Father’s Day usually includes a huge early morning feast of traditional homemade food, including all of the father's favorite dishes. The meal is often finished with traditional Mexican chocolates or pan dulce, Mexican sweet bread iced with colorful, decorative toppings. Although Father’s Day is not a national holiday in Mexico, the public observes the special occasion with various parties and festivities that vary from region to region. "Día del Padre" honors all fathers throughout Mexico, and Mexicans commemorate the day with food, gifts, music and dancing, love and appreciation for the special men who impact their lives the most.

Father’s Day in India 

Father's Day is a rather new trend in India. Father’s day is really gaining ground in the cities of Indai, where people are more receptive towards western culture, and have been celebrating it for about ten years. The idea of honoring dads on this particular day is appreciated by millions of Indians, who observe it on the third Sunday of June every year. On this day, children celebrate their fathers and give them various gifts. They also express love to people whom they consider father figures. Though Father's Day celebrations are more pronounced in urban centers of India, many people in smaller towns and remote areas are also slowly catching up with the concept.

Children in India also make it a point to spoil their fathers with various tokens of love during the holiday. Gifts ranging from expensive accessories to flowers can be found in Indian markets. Popular gifts include cards, bouquets, watches, and bottles of wine. Indian families also give their dads neckties! Most Indian families generally prefer celebrating by dining in restaurants or going out for a family picnic or a movie. Cultural shows are also organized in various schools and clubs to honor dads on this special day.

Father’s Day in Germany

Father’s Day in Germany is celebrated on May 9th and is different from other parts of the world. It is always celebrated on Ascension Day (the Thursday forty days after Easter), which is a federal holiday. Originally, during the middle Ages, Father’s Day was a religious celebration to honor God the Father. While in many countries the Father’s Day ritual involves cards and small gifts like a new pair of socks — with breakfast in bed if the father is especially lucky — the Germans have turned it into a true holiday for the country’s men. 
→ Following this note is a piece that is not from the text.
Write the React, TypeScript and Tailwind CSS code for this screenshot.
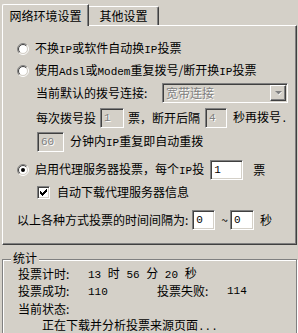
import React from 'react';

const Latin = ({ children }: { children: React.ReactNode }) => (
  <span className="font-['Liberation_Mono',monospace] text-[11px] whitespace-pre">{children}</span>
);

function arc(r: number, topLeft: boolean) {
  const c = 6;
  const d = r * 0.7071;
  const bl = `${c - d} ${c + d}`;
  const tr = `${c + d} ${c - d}`;
  return topLeft ? `M${bl} A${r} ${r} 0 0 1 ${tr}` : `M${tr} A${r} ${r} 0 0 1 ${bl}`;
}

function Radio({ checked }: { checked?: boolean }) {
  return (
    <svg width="12" height="12" viewBox="0 0 12 12" className="shrink-0">
      <circle cx="6" cy="6" r="4.5" fill="#fff" />
      <path d={arc(5.5, true)} stroke="#808080" fill="none" />
      <path d={arc(5.5, false)} stroke="#fff" fill="none" />
      <path d={arc(4.5, true)} stroke="#404040" fill="none" />
      <path d={arc(4.5, false)} stroke="#d4d0c8" fill="none" />
      {checked && <circle cx="6" cy="6" r="2" fill="#000" />}
    </svg>
  );
}

function Checkbox() {
  const px: [number, number][] = [
    [6, 0], [5, 1], [6, 1], [0, 2], [4, 2], [5, 2], [6, 2], [0, 3], [1, 3], [3, 3], [4, 3], [5, 3],
    [0, 4], [1, 4], [2, 4], [3, 4], [4, 4], [1, 5], [2, 5], [3, 5], [2, 6],
  ];
  return (
    <div className="w-[13px] h-[13px] shrink-0 bg-white border border-t-[#808080] border-l-[#808080] border-b-white border-r-white shadow-[inset_1px_1px_0_#404040,inset_-1px_-1px_0_#d4d0c8]">
      <svg width="11" height="11" viewBox="0 0 11 11" className="block">
        {px.map(([x, y], i) => (
          <rect key={i} x={x + 2} y={y + 2} width="1" height="1" fill="#000" />
        ))}
      </svg>
    </div>
  );
}

const sunken =
  'border border-t-[#808080] border-l-[#808080] border-b-white border-r-white shadow-[inset_1px_1px_0_#404040,inset_-1px_-1px_0_#d4d0c8]';

function Input({ w, value, disabled }: { w: string; value: string; disabled?: boolean }) {
  return (
    <div
      className={`${w} h-[20px] shrink-0 flex items-center pl-[3px] ${sunken} ${
        disabled ? 'bg-[#d4d0c8] text-[#808080] [text-shadow:1px_1px_0_#fff]' : 'bg-white text-black'
      }`}
    >
      <Latin>{value}</Latin>
    </div>
  );
}

export default function App() {
  return (
    <div className="w-[298px] h-[333px] bg-[#d4d0c8] overflow-hidden text-[12px] leading-none text-black font-['Noto_Sans_CJK_SC',sans-serif]">
      {/* tabs */}
      <div className="flex items-end h-[25px] pl-[2px]">
        <div className="relative z-10 -mb-px h-[22px] w-[87px] bg-[#d4d0c8] border-t border-l border-white border-r border-r-[#404040] shadow-[inset_-1px_0_0_#808080] rounded-tl-[2px] flex items-center justify-center">
          网络环境设置
        </div>
        <div className="h-[19px] w-[70px] border-t border-white border-r border-r-[#404040] shadow-[inset_-1px_0_0_#808080] rounded-tr-[2px] flex items-center justify-center">
          其他设置
        </div>
      </div>
      {/* panel */}
      <div className="ml-[2px] w-[295px] h-[220px] border border-t-white border-l-white border-r-[#404040] border-b-[#404040] shadow-[inset_-1px_-1px_0_#808080] flex flex-col">
        <div className="mt-[13px] h-[20px] flex items-center pl-[14px] gap-[6px]">
          <Radio />
          <span>
            不换<Latin>IP</Latin>或软件自动换<Latin>IP</Latin>投票
          </span>
        </div>
        <div className="mt-[2px] h-[20px] flex items-center pl-[14px] gap-[6px]">
          <Radio />
          <span>
            使用<Latin>Adsl</Latin>或<Latin>Modem</Latin>重复拨号/断开换<Latin>IP</Latin>投票
          </span>
        </div>
        <div className="mt-[2px] h-[20px] flex items-center pl-[33px]">
          <span className="w-[126px] shrink-0">当前默认的拨号连接:</span>
          <div className={`w-[126px] h-[20px] flex items-center bg-[#d4d0c8] ${sunken}`}>
            <span className="flex-1 pl-[3px] text-[#808080] [text-shadow:1px_1px_0_#fff]">宽带连接</span>
            <div className="w-[16px] h-[16px] mr-px flex items-center justify-center bg-[#d4d0c8] border border-t-white border-l-white border-r-[#404040] border-b-[#404040] shadow-[inset_-1px_-1px_0_#808080]">
              <svg width="7" height="5" viewBox="0 0 7 5">
                <path d="M1 1h6L4 4.5z" fill="#fff" />
                <path d="M0 0h7L3.5 3.5z" fill="#808080" />
              </svg>
            </div>
          </div>
        </div>
        <div className="mt-[5px] h-[20px] flex items-center pl-[33px]">
          <span>每次拨号投</span>
          <div className="ml-[4px]">
            <Input w="w-[24px]" value="1" disabled />
          </div>
          <span className="ml-[4px]">票，断开后隔</span>
          <div className="ml-[5px]">
            <Input w="w-[22px]" value="4" disabled />
          </div>
          <span className="ml-[6px]">
            秒再拨号<Latin>.</Latin>
          </span>
        </div>
        <div className="mt-[4px] h-[20px] flex items-center pl-[34px]">
          <Input w="w-[27px]" value="60" disabled />
          <span className="ml-[6px]">
            分钟内<Latin>IP</Latin>重复即自动重拨
          </span>
        </div>
        <div className="mt-[8px] h-[20px] flex items-center pl-[14px]">
          <Radio checked />
          <span className="ml-[6px]">
            启用代理服务器投票，每个<Latin>IP</Latin>投
          </span>
          <div className="ml-[6px]">
            <Input w="w-[33px]" value="1" />
          </div>
          <span className="ml-[10px]">票</span>
        </div>
        <div className="mt-[4px] h-[16px] flex items-center pl-[34px]">
          <Checkbox />
          <span className="ml-[7px]">自动下载代理服务器信息</span>
        </div>
        <div className="mt-[10px] h-[20px] flex items-center pl-[14px]">
          <span>以上各种方式投票的时间间隔为:</span>
          <div className="ml-[4px]">
            <Input w="w-[23px]" value="0" />
          </div>
          <span className="ml-[6px]">~</span>
          <div className="ml-[2px]">
            <Input w="w-[24px]" value="0" />
          </div>
          <span className="ml-[6px]">秒</span>
        </div>
      </div>
      {/* group box */}
      <div className="relative mt-[14px] ml-[2px] w-[295px] h-[100px] border border-[#808080] shadow-[inset_1px_1px_0_#fff,1px_1px_0_#fff]">
        <span className="absolute -top-[8px] left-[8px] px-[2px] bg-[#d4d0c8]">统计</span>
        <div className="pt-[5px] pl-[15px] flex flex-col">
          <div className="h-[17px] flex items-center">
            <span className="w-[70px]">投票计时:</span>
            <span>
              <Latin>13 </Latin>时<Latin> 56 </Latin>分<Latin> 20 </Latin>秒
            </span>
          </div>
          <div className="h-[18px] flex items-center">
            <span className="w-[70px]">投票成功:</span>
            <span className="w-[69px]">
              <Latin>110</Latin>
            </span>
            <span className="w-[70px]">投票失败:</span>
            <Latin>114</Latin>
          </div>
          <div className="h-[17px] flex items-center">
            <span>当前状态:</span>
          </div>
          <div className="h-[17px] flex items-center pl-[24px]">
            <span>
              正在下载并分析投票来源页面<Latin>...</Latin>
            </span>
          </div>
        </div>
      </div>
    </div>
  );
}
Regionally, it is also called men’s day, Männertag, or gentlemen’s day, Herrentag. It is tradition to do a males-only hiking tour with one or more smaller wagons, Bollerwagen, pulled by manpower. In the wagons are wine, beer, or schnapps and traditional regional food, Hausmannskost. For most, the day is just a good excuse to get together with friends. These traditions are probably rooted in Christian Ascension Day’s processions to the farmlands, some of which reportedly started as early as the 17th century.

Father’s Day in the United States

 The idea of Father's Day was created by Sonora Dodd of Spokane, Wash., while she listened to a Mother's Day sermon in 1909. Dodd wanted a special day to honor her father, William Smart, a widowed Civil War veteran who was left to raise his six children on a farm. A day in June was chosen for the first Father's Day celebration, June 17, 1910. The first presidential proclamation honoring fathers was issued in 1966 when President Lyndon Johnson designated the third Sunday in June as Father's Day. Father's Day has been celebrated annually since 1972 when President Richard Nixon signed the public law that made it permanent.

Statistically it is shown that more calls are made during Mother’s Day than Father’s Day each year in the United States, but that does not mean we value our dads any less! Rather than the bigger gestures we make for our mothers every May in the U.S., a typical gift for fathers on this day includes things like power tools, gift cards, or small articles of clothing like ties or socks. Along with these little gifts families usually treat their fathers to dinner or spend the day doing his favorite activities. There is no limit on what you can do! Whether the gesture is big or small, Americans take time out of their day to make the holiday special.